Unlike scientific proof, which consists on the rationalization of evidence, the work of Gabriel de la Mora focuses on the opposite: the disappearance of the objectual literality of minimalism into an optical conspiracy. These schematic manifestations that at a distance look like atmospheres drawn on the surface, are visual structures on which transparent objects hide in webs woven by their own shadows and light reflections. They appear and disappear, they show themselves only to hide later, as the piece is mounted, transferred and removed.
The use of prefabricated objects in the art of Gabriel de la Mora is consistent with the ready-made technique and the literality of minimalism. In this sense, objects are used as a physical presence, an aesthetic resource for the unveiling and disappearance.
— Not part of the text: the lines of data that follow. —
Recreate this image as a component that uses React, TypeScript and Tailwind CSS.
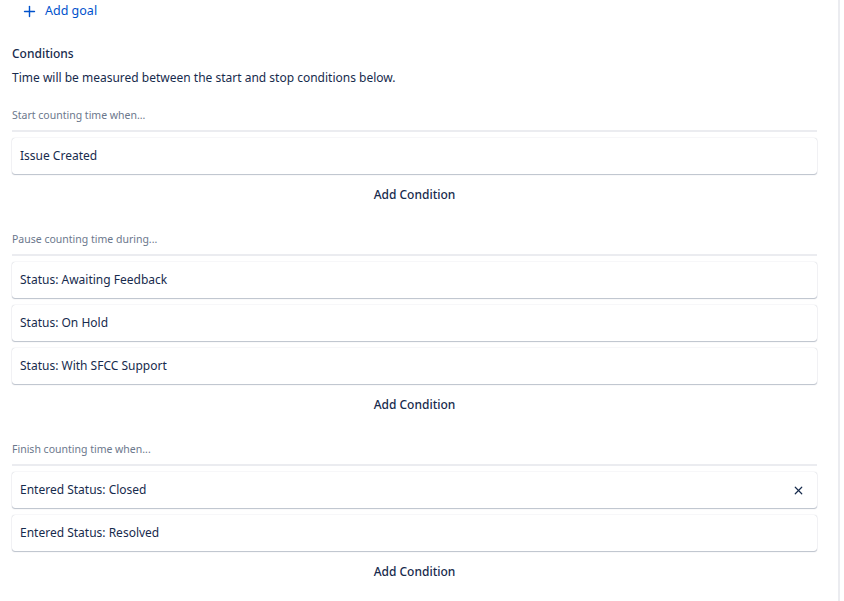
import React from "react";
import { Plus, X } from "lucide-react";

type Section = {
  label: string;
  items: { text: string; removable?: boolean }[];
};

const SECTIONS: Section[] = [
  { label: "Start counting time when...", items: [{ text: "Issue Created" }] },
  {
    label: "Pause counting time during...",
    items: [
      { text: "Status: Awaiting Feedback" },
      { text: "Status: On Hold" },
      { text: "Status: With SFCC Support" },
    ],
  },
  {
    label: "Finish counting time when...",
    items: [{ text: "Entered Status: Closed", removable: true }, { text: "Entered Status: Resolved" }],
  },
];

function ConditionCard({ text, removable }: { text: string; removable?: boolean }) {
  return (
    <div className="h-[36px] flex items-center justify-between pl-[8px] pr-[12px] bg-white rounded-[3px] shadow-[0_1px_1px_rgba(9,30,66,0.25),0_0_1px_rgba(9,30,66,0.31)] text-[12px] text-[#172b4d]">
      <span>{text}</span>
      {removable && <X className="w-[13px] h-[13px] text-[#172b4d]" strokeWidth={2.2} />}
    </div>
  );
}

export default function App() {
  return (
    <div
      className="w-full h-[601px] bg-white flex overflow-hidden"
      style={{ fontFamily: '"Noto Sans", "Open Sans", sans-serif' }}
    >
      <div className="w-[840px] pl-[12px] pr-[21px] border-r-2 border-[#ebecf0] flex flex-col">
        {/* Add goal */}
        <div className="h-[22px] flex items-center gap-[7px] pl-[9px] text-[#0052cc] text-[12.5px]">
          <Plus className="w-[17px] h-[17px]" strokeWidth={2} />
          <span>Add goal</span>
        </div>

        <div className="mt-[21px] h-[22px] leading-[22px] text-[12px] font-medium text-[#172b4d]">Conditions</div>
        <div className="mt-[2px] h-[22px] leading-[22px] text-[12px] text-[#172b4d]">
          Time will be measured between the start and stop conditions below.
        </div>

        {SECTIONS.map((s, i) => (
          <div key={s.label} className={i === 0 ? "mt-[18px]" : "mt-[20px]"}>
            <div className="h-[16px] leading-[16px] text-[10.5px] text-[#6b778c]">{s.label}</div>
            <div className="mt-[7px] border-b-2 border-[#ebecf0]" />
            <div className="mt-[6px] flex flex-col gap-[7px]">
              {s.items.map((it) => (
                <ConditionCard key={it.text} text={it.text} removable={it.removable} />
              ))}
            </div>
            <div className="mt-[5px] h-[32px] flex items-center justify-center">
              <button className="text-[12px] font-medium text-[#172b4d]">Add Condition</button>
            </div>
          </div>
        ))}
      </div>
    </div>
  );
}
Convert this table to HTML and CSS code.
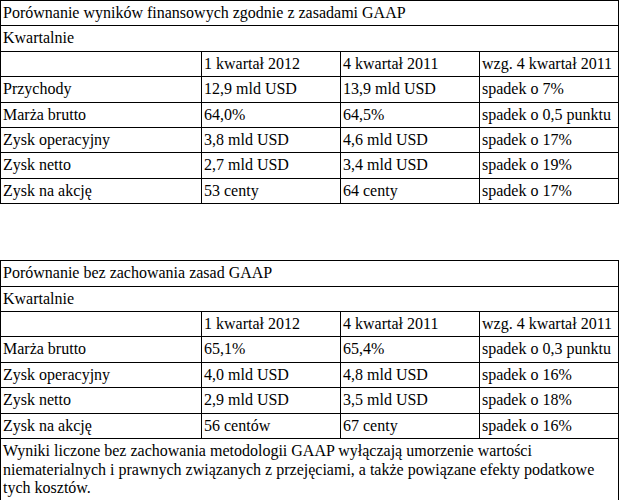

Thus, their functional sense is redesigned in the visual sensuality of shifting and ephemeral modular shapes. What we see is not what we really saw, since the evidence of its appearance is a ghostly phenomenon. The organizational rationality of this selection of thirteen pieces is clear testimony of the way in which de la Mora interweaves an aesthetic link to the history of constructive shapes, apparently functional and evident, in order to hold an imperceptible sensory space whose symbolic potential lies in its inevitable disappearance.
Unlike an opaque object, a translucent object reveals its interior. When such transparency shows the inevident, meaning a geometric ephemeral presence, there is a poetic opening in which vision is able to meet the sensory field of the imperceptible. This aesthetic allows for a review of the constructive forms where the objectual is displayed as a three-dimensional illusion on a plane. The inevidence is decanted as a shape molded by the emptiness, a haptic emptiness accessible to all the senses. The vision invites the spectator to take a look inside the crystals to be part of an illusory trap and to experience the appearance of the inevident. The shift between translucent objectuality and illusory projection gives way to a pendulous visuality in which the transparency of the object appears as an optical figuration that, far from the trompe-l’oeil, originates from the direct relationship with what is real. This scheme of illusory appearance unhides monochrome reticles as geometric spectra. With the Crystals of Inevidence series, de la Mora places a bet on the surface for the decryption of a constructivist functionality that is revealed, paradoxically, from the monochromatic transparency.